WASCOP partners with Daniels Fund Ethics Initiative at UW for panel discussion on marijuana

Students at the University of Wyoming take part in the panel discussion on marijuana.

LARAMIE — One dollar invested in tobacco stocks in 1900 would be worth $6.2 million today. With cigarettes responsible for an estimated 480,000 deaths each year, would the profit gained from investing in the product be worth the loss of life?

Students participating in a panel discussion on Nov. 20 sponsored by the Daniels Fund Ethics Initiative at the University of Wyoming College of Business were asked to consider if the profit to be gained from a similar product – marijuana – would be worth the medical, social, and legal impact the drug has on society.

After hearing presentations from leading experts, 87 percent of students indicated that, based on the principles of socially-responsible investing, they would either not invest in marijuana, or would only invest in a medical product derived from marijuana if it had been approved by the Federal Drug Administration and prescribed by a doctor.

“The panel included an expert in marijuana policy, a physician who specializes in mental health and youth addiction, the former District Attorney of Denver, and a leading financial professional who specializes in socially-responsible investing,” explained Kent Noble, Bill Daniels Chair of Business Ethics at the University of Wyoming. “The class focuses on business ethics so the students used the Daniels Fund Ethics Initiative Principles as a framework from which to base their conclusions,” he added.

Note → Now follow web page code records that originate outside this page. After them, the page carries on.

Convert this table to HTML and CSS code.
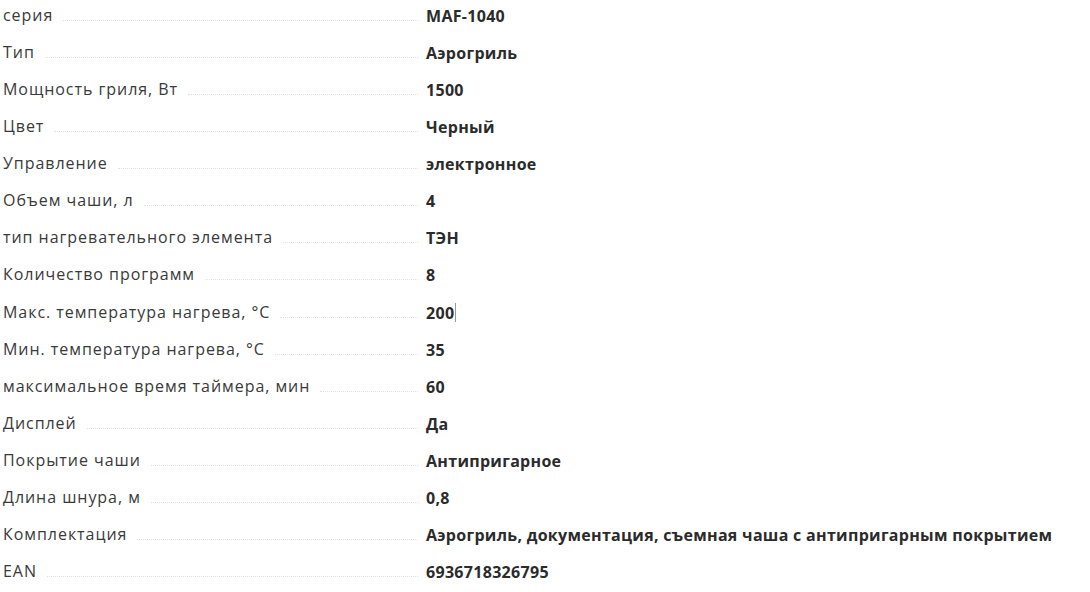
FILE: index.html
```html
<!DOCTYPE html>
<html lang="ru">
<head>
<meta charset="utf-8">
<link rel="stylesheet" href="styles.css">
</head>
<body>
<div class="specs">
  <div class="row"><div class="name"><span>серия</span><i class="dots"></i></div><div class="val">MAF-1040</div></div>
  <div class="row"><div class="name"><span>Тип</span><i class="dots"></i></div><div class="val">Аэрогриль</div></div>
  <div class="row"><div class="name"><span>Мощность гриля, Вт</span><i class="dots"></i></div><div class="val">1500</div></div>
  <div class="row"><div class="name"><span>Цвет</span><i class="dots"></i></div><div class="val">Черный</div></div>
  <div class="row"><div class="name"><span>Управление</span><i class="dots"></i></div><div class="val">электронное</div></div>
  <div class="row"><div class="name"><span>Объем чаши, л</span><i class="dots"></i></div><div class="val">4</div></div>
  <div class="row"><div class="name"><span>тип нагревательного элемента</span><i class="dots"></i></div><div class="val">ТЭН</div></div>
  <div class="row"><div class="name"><span>Количество программ</span><i class="dots"></i></div><div class="val">8</div></div>
  <div class="row"><div class="name"><span>Макс. температура нагрева, °С</span><i class="dots"></i></div><div class="val">200<span class="caret"></span></div></div>
  <div class="row"><div class="name"><span>Мин. температура нагрева, °С</span><i class="dots"></i></div><div class="val">35</div></div>
  <div class="row"><div class="name"><span>максимальное время таймера, мин</span><i class="dots"></i></div><div class="val">60</div></div>
  <div class="row"><div class="name"><span>Дисплей</span><i class="dots"></i></div><div class="val">Да</div></div>
  <div class="row"><div class="name"><span>Покрытие чаши</span><i class="dots"></i></div><div class="val">Антипригарное</div></div>
  <div class="row"><div class="name"><span>Длина шнура, м</span><i class="dots"></i></div><div class="val">0,8</div></div>
  <div class="row"><div class="name"><span>Комплектация</span><i class="dots"></i></div><div class="val">Аэрогриль, документация, съемная чаша с антипригарным покрытием</div></div>
  <div class="row"><div class="name"><span>EAN</span><i class="dots"></i></div><div class="val">6936718326795</div></div>
</div>
</body>
</html>
```
FILE: styles.css
```css
html, body {
  margin: 0;
  padding: 0;
  background: #fff;
}
body {
  font-family: "Open Sans", "Liberation Sans", sans-serif;
  font-size: 16px;
  color: #333;
}
.specs {
  padding: 3px 0 0 3px;
  display: flex;
  flex-direction: column;
}
.row {
  display: flex;
  align-items: baseline;
  height: 37.07px;
  padding-top: 1px;
  box-sizing: border-box;
}
.name {
  width: 415px;
  flex: none;
  display: flex;
  align-items: baseline;
  letter-spacing: 0.95px;
  color: #3a3a3a;
}
.name span {
  white-space: nowrap;
}
.dots {
  flex: 1;
  margin-left: 10px;
  border-bottom: 1px dotted #e2e2e2;
}
.val {
  margin-left: 8px;
  font-weight: 700;
  color: #2b2b2b;
  letter-spacing: 0.3px;
  white-space: nowrap;
  display: flex;
  align-items: center;
  position: relative;
  top: 1px;
}
.caret {
  display: inline-block;
  width: 1px;
  height: 19px;
  background: #999;
  margin-left: 1px;
}
```
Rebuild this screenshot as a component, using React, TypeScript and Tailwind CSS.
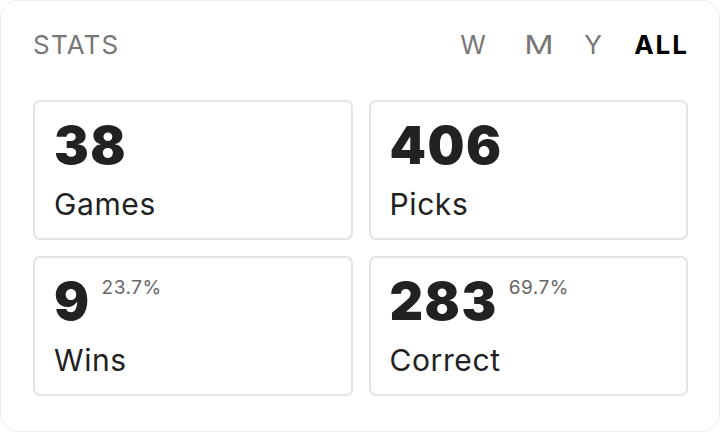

The panel discussion was co-sponsored by the Wyoming Association of Sheriffs and Chiefs of Police. Presenters included:
• Ashley Kilroy, Director of Marijuana Policy for Denver, who is responsible for administering and overseeing all aspects of medical and recreational marijuana in Denver.
• Christian Thurstone, MD, of the Anschutz Medical Center, a national leader in the treatment of mental health and addiction issues involving youth.
• Mitch Morrissey, former Denver District Attorney, who prosecuted criminal behavior involving marijuana before and after its legalization in Colorado.
• Rich Todd, CEO of Innovest Portfolio Solutions, who will use the principles of “Impact Investing” to explore the ethical issues of investing in the marijuana industry.

Ashley Kilroy told students that that the marijuana industry has a relatively small impact on Colorado’s economy. The state’s gross domestic product (GDP) is $324 billion and marijuana accounts for around $1.3 billion – less than one-third of one percent of the state’s economy.

Dr. Thurstone said that today’s marijuana is typically ten times more potent than strains of the drug available in the 60’s and 70’s. He said that hospitals in Colorado are seeing a dramatic increase in the number of young people admitted for treatment for psychosis, and a growing number of young people in drug treatment programs because of marijuana.

Mitch Morrissey said that Colorado ranks near the top of the nation in terms of the number of young people using marijuana, and that the number of traffic fatalities involving marijuana are growing dramatically.

Rich Todd provided the statistics on the rate of return on tobacco stocks, and then provided the criteria that his firm uses to evaluate socially-responsible investing. He said that a growing number of investors seek to ensure that their investments have a positive impact on society, as well as have a positive rate of return.